# [Dataset extract]

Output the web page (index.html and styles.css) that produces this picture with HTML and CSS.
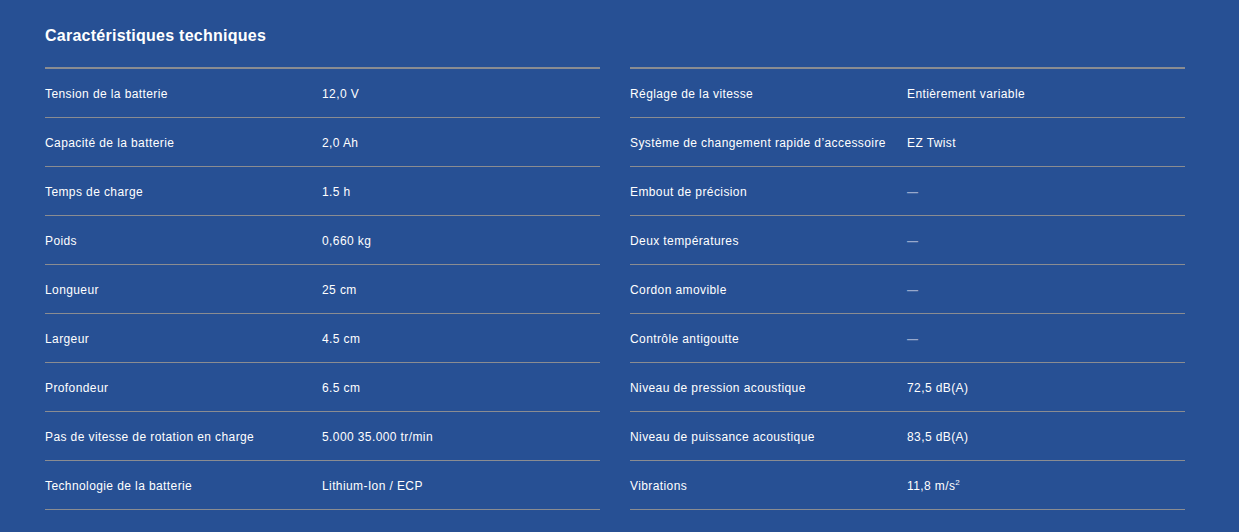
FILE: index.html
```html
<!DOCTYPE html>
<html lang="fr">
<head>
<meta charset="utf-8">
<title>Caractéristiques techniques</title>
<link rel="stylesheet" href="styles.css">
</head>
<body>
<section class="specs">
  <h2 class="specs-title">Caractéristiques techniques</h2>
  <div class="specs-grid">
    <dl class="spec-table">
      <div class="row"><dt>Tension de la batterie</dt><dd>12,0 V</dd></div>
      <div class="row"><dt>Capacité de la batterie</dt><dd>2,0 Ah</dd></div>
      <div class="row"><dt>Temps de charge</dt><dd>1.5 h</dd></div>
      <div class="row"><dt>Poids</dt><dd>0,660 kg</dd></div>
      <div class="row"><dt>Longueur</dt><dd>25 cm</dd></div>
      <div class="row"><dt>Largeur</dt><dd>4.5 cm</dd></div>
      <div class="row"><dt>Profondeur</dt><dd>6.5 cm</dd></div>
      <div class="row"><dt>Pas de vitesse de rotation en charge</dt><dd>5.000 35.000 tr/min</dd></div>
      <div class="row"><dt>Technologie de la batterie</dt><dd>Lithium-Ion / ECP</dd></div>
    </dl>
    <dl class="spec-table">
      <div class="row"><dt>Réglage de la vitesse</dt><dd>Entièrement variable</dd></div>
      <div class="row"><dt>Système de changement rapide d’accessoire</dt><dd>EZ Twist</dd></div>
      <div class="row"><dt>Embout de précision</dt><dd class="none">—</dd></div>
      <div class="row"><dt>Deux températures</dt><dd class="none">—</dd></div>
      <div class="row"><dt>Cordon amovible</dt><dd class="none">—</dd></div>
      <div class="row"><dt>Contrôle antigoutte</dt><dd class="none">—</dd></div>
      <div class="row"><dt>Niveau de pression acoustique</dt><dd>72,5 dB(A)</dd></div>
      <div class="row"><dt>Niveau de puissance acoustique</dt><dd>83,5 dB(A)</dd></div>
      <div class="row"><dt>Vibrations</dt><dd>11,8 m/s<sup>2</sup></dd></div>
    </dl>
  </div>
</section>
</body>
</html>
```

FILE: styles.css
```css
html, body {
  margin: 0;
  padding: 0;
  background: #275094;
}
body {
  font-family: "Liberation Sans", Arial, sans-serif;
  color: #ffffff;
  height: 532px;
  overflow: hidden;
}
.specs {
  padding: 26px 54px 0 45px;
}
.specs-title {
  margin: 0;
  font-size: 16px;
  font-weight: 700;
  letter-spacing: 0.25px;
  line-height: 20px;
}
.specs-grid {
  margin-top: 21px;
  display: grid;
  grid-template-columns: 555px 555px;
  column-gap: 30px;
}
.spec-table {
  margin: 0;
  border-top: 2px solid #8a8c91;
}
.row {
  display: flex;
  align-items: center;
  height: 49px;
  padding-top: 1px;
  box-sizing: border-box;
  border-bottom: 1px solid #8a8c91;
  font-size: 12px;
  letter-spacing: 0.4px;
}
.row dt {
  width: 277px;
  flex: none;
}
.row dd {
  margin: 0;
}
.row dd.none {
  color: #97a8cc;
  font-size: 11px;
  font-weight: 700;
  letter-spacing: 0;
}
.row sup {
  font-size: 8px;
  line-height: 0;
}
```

# [Exercise objective]
Leave out all pictures, then copy the remaining material exactly.

# [Output for this exercise]
Output the web page (index.html and styles.css) that produces this picture with HTML and CSS.
FILE: index.html
```html
<!DOCTYPE html>
<html lang="fr">
<head>
<meta charset="utf-8">
<title>Caractéristiques techniques</title>
<link rel="stylesheet" href="styles.css">
</head>
<body>
<section class="specs">
  <h2 class="specs-title">Caractéristiques techniques</h2>
  <div class="specs-grid">
    <dl class="spec-table">
      <div class="row"><dt>Tension de la batterie</dt><dd>12,0 V</dd></div>
      <div class="row"><dt>Capacité de la batterie</dt><dd>2,0 Ah</dd></div>
      <div class="row"><dt>Temps de charge</dt><dd>1.5 h</dd></div>
      <div class="row"><dt>Poids</dt><dd>0,660 kg</dd></div>
      <div class="row"><dt>Longueur</dt><dd>25 cm</dd></div>
      <div class="row"><dt>Largeur</dt><dd>4.5 cm</dd></div>
      <div class="row"><dt>Profondeur</dt><dd>6.5 cm</dd></div>
      <div class="row"><dt>Pas de vitesse de rotation en charge</dt><dd>5.000 35.000 tr/min</dd></div>
      <div class="row"><dt>Technologie de la batterie</dt><dd>Lithium-Ion / ECP</dd></div>
    </dl>
    <dl class="spec-table">
      <div class="row"><dt>Réglage de la vitesse</dt><dd>Entièrement variable</dd></div>
      <div class="row"><dt>Système de changement rapide d’accessoire</dt><dd>EZ Twist</dd></div>
      <div class="row"><dt>Embout de précision</dt><dd class="none">—</dd></div>
      <div class="row"><dt>Deux températures</dt><dd class="none">—</dd></div>
      <div class="row"><dt>Cordon amovible</dt><dd class="none">—</dd></div>
      <div class="row"><dt>Contrôle antigoutte</dt><dd class="none">—</dd></div>
      <div class="row"><dt>Niveau de pression acoustique</dt><dd>72,5 dB(A)</dd></div>
      <div class="row"><dt>Niveau de puissance acoustique</dt><dd>83,5 dB(A)</dd></div>
      <div class="row"><dt>Vibrations</dt><dd>11,8 m/s<sup>2</sup></dd></div>
    </dl>
  </div>
</section>
</body>
</html>
```

FILE: styles.css
```css
html, body {
  margin: 0;
  padding: 0;
  background: #275094;
}
body {
  font-family: "Liberation Sans", Arial, sans-serif;
  color: #ffffff;
  height: 532px;
  overflow: hidden;
}
.specs {
  padding: 26px 54px 0 45px;
}
.specs-title {
  margin: 0;
  font-size: 16px;
  font-weight: 700;
  letter-spacing: 0.25px;
  line-height: 20px;
}
.specs-grid {
  margin-top: 21px;
  display: grid;
  grid-template-columns: 555px 555px;
  column-gap: 30px;
}
.spec-table {
  margin: 0;
  border-top: 2px solid #8a8c91;
}
.row {
  display: flex;
  align-items: center;
  height: 49px;
  padding-top: 1px;
  box-sizing: border-box;
  border-bottom: 1px solid #8a8c91;
  font-size: 12px;
  letter-spacing: 0.4px;
}
.row dt {
  width: 277px;
  flex: none;
}
.row dd {
  margin: 0;
}
.row dd.none {
  color: #97a8cc;
  font-size: 11px;
  font-weight: 700;
  letter-spacing: 0;
}
.row sup {
  font-size: 8px;
  line-height: 0;
}
```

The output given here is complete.